Note that the above applies equally to any library function that may create new processes - e.g. popen()
. Though not exec()
, as that replaces the process and doesn't clone it.
If the provided mechanisms are inadequate for your use case, then you may need to implement your own system()
replacement.

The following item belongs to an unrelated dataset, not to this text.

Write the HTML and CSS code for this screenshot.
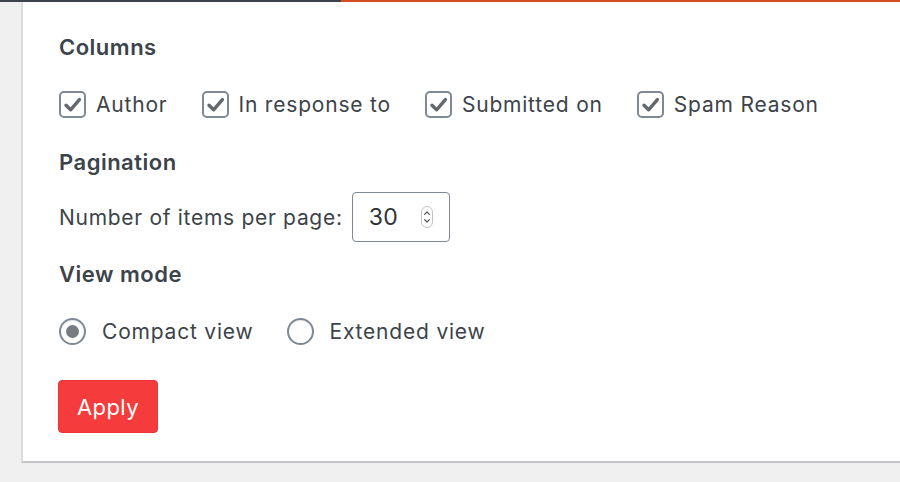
FILE: index.html
```html
<!DOCTYPE html>
<html lang="en">

<head>
    <meta charset="UTF-8">
    <meta name="viewport" content="width=device-width, initial-scale=1.0">
    <title>Screen Options</title>

    <link rel="stylesheet" href="styles.css">

</head>


<body>

    <div class="top-strip">
        <div class="strip-dark"></div>
        <div class="strip-orange"></div>
    </div>

    <div class="panel">

        <h3 class="heading heading-first">Columns</h3>
        <div class="option-row">
            <label class="option"><span class="check"><svg viewBox="0 0 27 27" width="27" height="27"><path d="M7 14.2 L11.6 18.8 L20.4 8.6" fill="none" stroke="#646970" stroke-width="3.4" stroke-linecap="round" stroke-linejoin="round"/></svg></span>Author</label>
            <label class="option"><span class="check"><svg viewBox="0 0 27 27" width="27" height="27"><path d="M7 14.2 L11.6 18.8 L20.4 8.6" fill="none" stroke="#646970" stroke-width="3.4" stroke-linecap="round" stroke-linejoin="round"/></svg></span>In response to</label>
            <label class="option"><span class="check"><svg viewBox="0 0 27 27" width="27" height="27"><path d="M7 14.2 L11.6 18.8 L20.4 8.6" fill="none" stroke="#646970" stroke-width="3.4" stroke-linecap="round" stroke-linejoin="round"/></svg></span>Submitted on</label>
            <label class="option"><span class="check"><svg viewBox="0 0 27 27" width="27" height="27"><path d="M7 14.2 L11.6 18.8 L20.4 8.6" fill="none" stroke="#646970" stroke-width="3.4" stroke-linecap="round" stroke-linejoin="round"/></svg></span>Spam Reason</label>
        </div>

        <h3 class="heading">Pagination</h3>
        <div class="per-page">
            <span>Number of items per page:</span>
            <div class="number-box">
                <span class="number-value">30</span>
                <svg class="spinner" viewBox="0 0 12 22" width="12" height="22">
                    <rect x="0.5" y="0.5" width="11" height="21" rx="5.5" fill="#fff" stroke="#c3c4c7"/>
                    <path d="M3.6 8.4 L6 6 L8.4 8.4 M3.6 13.6 L6 16 L8.4 13.6" fill="none" stroke="#50575e" stroke-width="1.2" stroke-linecap="round" stroke-linejoin="round"/>
                </svg>
            </div>
        </div>

        <h3 class="heading">View mode</h3>
        <div class="option-row radio-row">
            <label class="option"><span class="radio checked"></span>Compact view</label>
            <label class="option"><span class="radio"></span>Extended view</label>
        </div>

        <button class="apply">Apply</button>

    </div>

</body>

</html>
```

FILE: styles.css
```css
body {
    margin: 0;
    background: #f0f0f1;
    font-family: Inter, "Noto Sans", sans-serif;
    color: #3c434a;
}

.top-strip {
    display: flex;
    height: 2px;
}

.strip-dark {
    width: 341px;
    background: #3c434a;
}

.strip-orange {
    flex: 1;
    background: #d54e21;
}

.panel {
    margin-left: 21px;
    height: 461px;
    box-sizing: border-box;
    background: #fff;
    border-left: 2px solid #dcdcde;
    border-bottom: 2px solid #c3c4c7;
    padding: 30px 0 0 36px;
}

.heading {
    margin: 29px 0 0 0;
    font-size: 22px;
    font-weight: 600;
    letter-spacing: 0.5px;
    line-height: 30px;
    color: #3c434a;
}

.heading-first {
    margin-top: 0;
}

.option-row {
    display: flex;
    margin-top: 28px;
    gap: 34px;
    height: 28px;
    align-items: center;
    font-size: 21px;
    letter-spacing: 0.8px;
}

.option {
    display: flex;
    align-items: center;
    gap: 10px;
}

.check {
    width: 27px;
    height: 27px;
    box-sizing: border-box;
    border: 2px solid #7e8993;
    border-radius: 5px;
    position: relative;
}

.check svg {
    position: absolute;
    left: -2px;
    top: -2px;
}

.per-page {
    display: flex;
    align-items: center;
    gap: 9px;
    margin-top: 15px;
    font-size: 21px;
    letter-spacing: 0.7px;
}

.number-box {
    width: 98px;
    height: 50px;
    box-sizing: border-box;
    border: 1px solid #7e8993;
    border-radius: 4px;
    display: flex;
    align-items: center;
    padding-left: 16px;
    color: #2c3338;
}

.number-value {
    font-size: 23px;
    letter-spacing: 0.5px;
    width: 52px;
}

.spinner {
    display: block;
}

.per-page + .heading {
    margin-top: 17px;
}

.radio-row {
    gap: 33px;
}

.radio-row .option {
    gap: 16px;
}

.radio {
    width: 27px;
    height: 27px;
    box-sizing: border-box;
    border: 2px solid #7e8993;
    border-radius: 50%;
    box-shadow: inset 0 1px 2px rgba(0, 0, 0, 0.1);
    display: flex;
    align-items: center;
    justify-content: center;
}

.radio.checked::before {
    content: "";
    width: 13px;
    height: 13px;
    border-radius: 50%;
    background: #787c82;
}

.apply {
    display: block;
    margin-top: 35px;
    margin-left: -1px;
    width: 100px;
    height: 53px;
    background: #f53b3b;
    border: 1px solid #e8353a;
    border-radius: 4px;
    color: #fff;
    font-family: Inter, "Noto Sans", sans-serif;
    font-size: 22px;
    letter-spacing: 0.4px;
    padding: 0;
}
```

I recommend starting a child process early on (before you allocate lots of memory) whose sole job is to accept NUL
-separated command lines on stdin
and report exit status on stdout
.
An outline of the latter solution in pseudo-code looks something like:
int request_fd[2];
int reply_fd[2];
pipe(request_fd);
pipe(reply_fd);
if (fork()) {
/* in parent */
close(request_fd[0]);
close(reply_fd[1]);
} else {
/* in child */
close(request_fd[1]);
close(reply_fd[0]);
while (read(request_fd[0], command)) {
int result = system(command);
write(reply_fd[1], result);
}
exit();
}
// Important: don't allocate until after the fork()
std::vector<double> a(7e8,1); // allocate a big chunk of memory
int my_system_replacement(const char* command) {
write(request_fd[1], command);
read(reply_fd[0], result);
return result;
}
You'll want to add appropriate error checks throughout, by reference to the man pages. And you might want to make it more object-oriented, and perhaps use iostreams for your read and write operations, etc.